Most obviously, rhythmanalysis, placed in the broader context of time-geography, can contribute to the development of the temporal understanding of place and space. Here, the cultural experience and social understandings of time must be conceived as dynamic, multiple and heterogeneous. Rather than ‘a singular or uniform social time stretching across a uniform social space’, May and Thrift contend that we need to be ‘aware of various (and uneven) networks of time stretching in different and divergent directions across an uneven social field’ (2001: 5) and Barbara Adam asserts that we need to explore the distinct formations of ‘tempo, timing, duration, sequence and rhythm as the mutually implicating structures of time’ (1998: 202). In this context, rhythmanalysis is particularly useful in investigating the patterning of a range of multiscalar temporalities – calendrical, diurnal and lunar, lifecycle, somatic and mechanical – whose rhythms provide an important constituent of the experience and organisation of social time.
The most obvious antecedent of rhythmanalyses is Hagerstrand’s time-geography.
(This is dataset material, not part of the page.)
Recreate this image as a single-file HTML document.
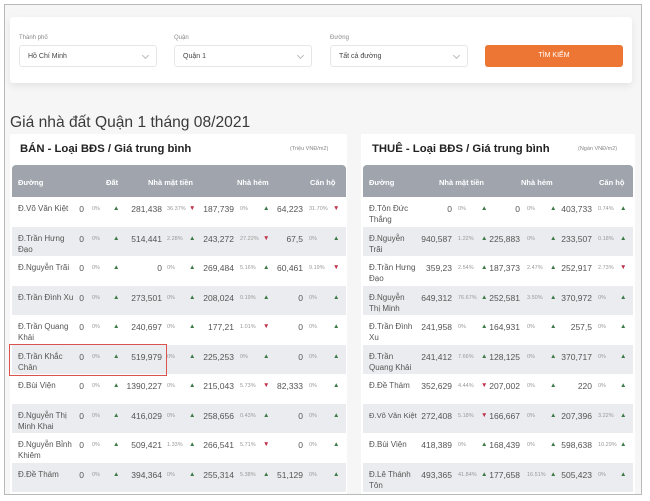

Mels points out the failings of its diagrammatic schemes which suggest that space is somewhat empty, minimise the scale and breadth of routines, and present individual rhythms as rather unsensual and disembodied. However, despite not telling us much about how time-space is construed or experienced, time-geography demonstrates that individuals ‘repeatedly couple and uncouple their paths with other people’s paths, institutions, technologies and physical surroundings’ (2004: 16) through which they become grounded in time-space and place. Rhythmanalysis can develop a fuller, richer analysis of these synchronic practices in space while also accounting for spatial qualities, sensations and intersubjective habits.
All chapters in this book implicitly or explicitly discuss the everyday, a realm within which regulatory processes pervade and are resisted or ignored. For rhythmanalysis is a useful tool with which to explore the everyday temporal structures and processes that (re)produce connections between individuals and the social. Lefebvre is explicit that there is no ‘rhythm without repetition in time and space, without reprises, without returns, in short, without measure’. However, he is also insistent that ‘there is no identical absolute repetition indefinitely 
 there is always something new and unforeseen that introduces itself into the repetitive’ (2004: 6). With this focus on multiple quotidian rhythms, we may identify how power is instantiated in unreflexive, normative practices but also side-stepped, resisted and supplemented by other dimensions of everyday experience. Barbara Adam also draws attention to how the ‘when, how often, how long, in what order and at what speed’ are governed by ‘norms, habits and conventions’ about temporality (1995: 66), a host of implicit, embedded and embodied forms of social knowing that regulate social life and space. In identifying the regulatory rhythmic conventions that shape the lives of individuals and groups, we can explore how some conform to dominant routines and timetables, while others reject such temporal structurings or become sidelined because they are thought to be out of time and step. The main focus of this introductory chapter, and a theme that resounds throughout this book, is the mix of social ordering and disordering through which spatio-temporal patterns are laid down. I explore the production of normative everyday rhythms and the ordering of timespace through state and capitalist processes shortly, and follow this with a discussion of how this is always only ever partial and susceptible to disordering by counter rhythms and arrhythmia. First, however, I briefly summarise the spatial, mobile, embodied and ‘non-human’ elements of rhythm which partly inform the organisation of the chapters in this book.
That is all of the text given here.